Bandingkan, kelas terkaya yang hanya 1,9% jumlah nasabahnya, justru menguasai 85,9 persen dari total simpanan. Yang lebih menyakitkan, jika direratakan simpanan di bawah Rp 100 juta, ternyata mereka memiliki simpanan di bawah Rp 3,1 juta. Sementara kelompok kaya di atas Rp 100 juta, terutama yang di atas Rp 5 milyar simpanannya, ternyata rerata memiliki Rp 27,7 milyar.
Ini ada kontras luar biasa antara Rp 3,1 juta dan Rp 27,7 milyar. Kekontrasan ini belum menghitung jumlah aset tetap dan bergerak yang dimiliki oleh lapisan atas, terutama aset lahan, properti dan simpanan (investasi) dalam bentuk lain (saham, obligasi, dll).
Maka, rasio gini yang hanya 0,39 sejatinya itu “ngibul”, karena hanya menghitung aspek pengeluaran, bukan aspek pendapatan dan penguasaan aset-aset yang lain. Saya agak yakin rasionya 0,75.
Tidak mengherankan, pasca krisis global 2008, kekayaan 40 orang terkaya Indonesia terus terdongkrak dari US$ 20,6 milyar (2008) menjadi US$ 119 milyar (2017).
Demikian pula konsentrasi sumberdaya materi, meterial power index (MPI) juga menganga lebar dalam rentang 10 tahun. MPI-40 artinya, membandingkan rerata kekayaan 40 orang terkaya dengan rerata pendapatan per kapita. Pada 2008, MPI-40 hanya 1:1 juta maka pada 2017, MPI-40 menjadi 1:8 juta. Ini mengirim pesan, 1 orang terkaya kekayaannya berbanding 8 juta orang. Maka, saya agak yakin, 4 orang paling kaya dari 40 orang terkaya ekuivalen kekayaannya sama dengan 100 juta orang.
Mengapa ketimpangan ini makin menganga lebar. Boleh jadi dipicu oleh beberapa hal. Pertama, liberalisasi kontestasi politik. Saya menduga, liberalisasi politik hanya memproduksi kebijakan ekonomi yang makin memuluskan pemilik modal raksasa. Hampir pasti, pemilik modal raksasa inilah yang sesungguhnya menyuplai kebutuhan material para kontestasi politik. Mereka melakukan perselingkuhan yang makin dahsyat, terutama pada lingkaran elit politik, apapun partainya.

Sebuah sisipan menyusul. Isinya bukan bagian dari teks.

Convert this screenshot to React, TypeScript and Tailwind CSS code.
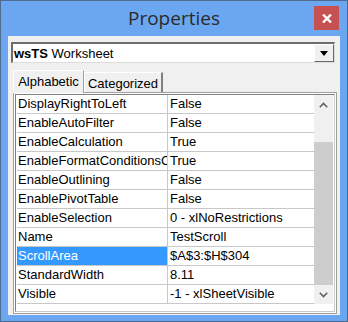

Kedua, Geliat dunia perbankan, apapun mereknya, business as usual, yakni mengawetkan ketimpangan. Tidak ada industri perbankan yang mau rugi, bank bukanlah usaha biasa tapi semacam drakula yang hanya menghisap kekayaan, apalagi setelah bank-bank asing bebas masuk menguasai 99% saham perbankan nasional.

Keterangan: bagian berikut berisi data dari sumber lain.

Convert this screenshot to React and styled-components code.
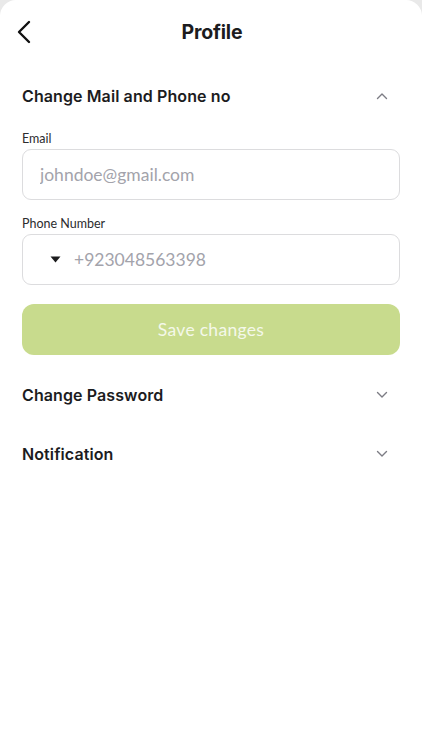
import React, { useState } from 'react';
import styled, { createGlobalStyle } from 'styled-components';

const GlobalStyle = createGlobalStyle`
  html, body {
    margin: 0;
    padding: 0;
    background: #e9e9e9;
  }
  * {
    box-sizing: border-box;
  }
`;

const Screen = styled.div`
  width: 422px;
  min-height: 750px;
  background: #fff;
  border-radius: 16px 16px 0 0;
  font-family: Inter, "Noto Sans", sans-serif;
  color: #1c1c1e;
`;

const Header = styled.div`
  height: 64px;
  display: grid;
  grid-template-columns: 48px 1fr 48px;
  align-items: center;
  padding: 0 6px 0 8px;
`;

const BackButton = styled.button`
  border: none;
  background: transparent;
  padding: 0;
  width: 32px;
  height: 32px;
  display: flex;
  align-items: center;
  justify-content: center;
  cursor: pointer;
`;

const Title = styled.h1`
  margin: 0;
  text-align: center;
  font-size: 19.5px;
  font-weight: 700;
  letter-spacing: -0.2px;
`;

const Body = styled.div`
  padding: 0 22px;
`;

const SectionHeader = styled.div`
  height: ${(p) => p.$h}px;
  display: flex;
  align-items: center;
  justify-content: space-between;
  padding-right: 12px;
  cursor: pointer;
`;

const SectionTitle = styled.h2`
  margin: 0;
  font-size: 16px;
  font-weight: 600;
  letter-spacing: 0.1px;
`;

const Form = styled.div`
  display: flex;
  flex-direction: column;
  padding-top: 3px;
`;

const Label = styled.label`
  font-family: Lato, "Open Sans", sans-serif;
  font-size: 12.5px;
  color: #2c2c2e;
  margin-bottom: 3px;
`;

const Field = styled.div`
  height: 51px;
  border: 1px solid #dcdcde;
  border-radius: 9px;
  display: flex;
  align-items: center;
  padding-left: ${(p) => p.$pad}px;
  margin-bottom: ${(p) => p.$mb}px;
`;

const Input = styled.input`
  border: none;
  outline: none;
  flex: 1;
  min-width: 0;
  font-family: Lato, "Open Sans", sans-serif;
  font-size: 17.5px;
  color: #1c1c1e;
  background: transparent;
  &::placeholder {
    color: #a3a3ab;
  }
`;

const CountryPicker = styled.div`
  width: 49px;
  padding-left: 27px;
  display: flex;
  align-items: center;
`;

const SaveButton = styled.button`
  height: 51px;
  border: none;
  border-radius: 12px;
  background: #c8db8d;
  color: #f4f8ea;
  font-family: Lato, "Open Sans", sans-serif;
  font-size: 17.5px;
  letter-spacing: 0.3px;
  cursor: pointer;
  margin-bottom: 11px;
`;

const Chevron = ({ up }) => (
  <svg width="12" height="8" viewBox="0 0 12 8" fill="none">
    <path
      d={up ? 'M1.5 6.5 L6 2 L10.5 6.5' : 'M1.5 1.5 L6 6 L10.5 1.5'}
      stroke="#7c7c84"
      strokeWidth="1.4"
      strokeLinecap="round"
      strokeLinejoin="round"
    />
  </svg>
);

export default function App() {
  const [open, setOpen] = useState('mail');

  const toggle = (key) => setOpen(open === key ? null : key);

  return (
    <>
      <GlobalStyle />
      <Screen>
        <Header>
          <BackButton aria-label="Back">
            <svg width="16" height="24" viewBox="0 0 16 24" fill="none">
              <path d="M13 2 L3 12 L13 22" stroke="#111" strokeWidth="2.4" strokeLinecap="round" strokeLinejoin="round" />
            </svg>
          </BackButton>
          <Title>Profile</Title>
          <span />
        </Header>
        <Body>
          <SectionHeader $h={64} onClick={() => toggle('mail')}>
            <SectionTitle>Change Mail and Phone no</SectionTitle>
            <Chevron up={open === 'mail'} />
          </SectionHeader>
          {open === 'mail' && (
            <Form>
              <Label>Email</Label>
              <Field $pad={15} $mb={16}>
                <Input placeholder="johndoe@gmail.com" />
              </Field>
              <Label>Phone Number</Label>
              <Field $pad={0} $mb={19}>
                <CountryPicker>
                  <svg width="11" height="7" viewBox="0 0 11 7">
                    <path d="M0.5 0.5 L10.5 0.5 L5.5 6.5 Z" fill="#1c1c1e" />
                  </svg>
                </CountryPicker>
                <Input placeholder="+923048563398" />
              </Field>
              <SaveButton>Save changes</SaveButton>
            </Form>
          )}
          <SectionHeader $h={58} onClick={() => toggle('password')}>
            <SectionTitle>Change Password</SectionTitle>
            <Chevron up={open === 'password'} />
          </SectionHeader>
          <SectionHeader $h={60} onClick={() => toggle('notification')}>
            <SectionTitle>Notification</SectionTitle>
            <Chevron up={open === 'notification'} />
          </SectionHeader>
        </Body>
      </Screen>
    </>
  );
}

Sepanjang masyarakat masih bertransaksi dengan perbankan, jangan harap ketimpangan pendapatan dan aset akan mengecil. Karena itu, bagi umat Islam, instrumen-instrumen zakat, infak, shodaqah (ZIS), menghidupkan baitul maal, koperasi rakyat, optimalisasi waqaf, hingga sukuk, yang bisa menggerakkan pemerataan dan menyapa rakyat.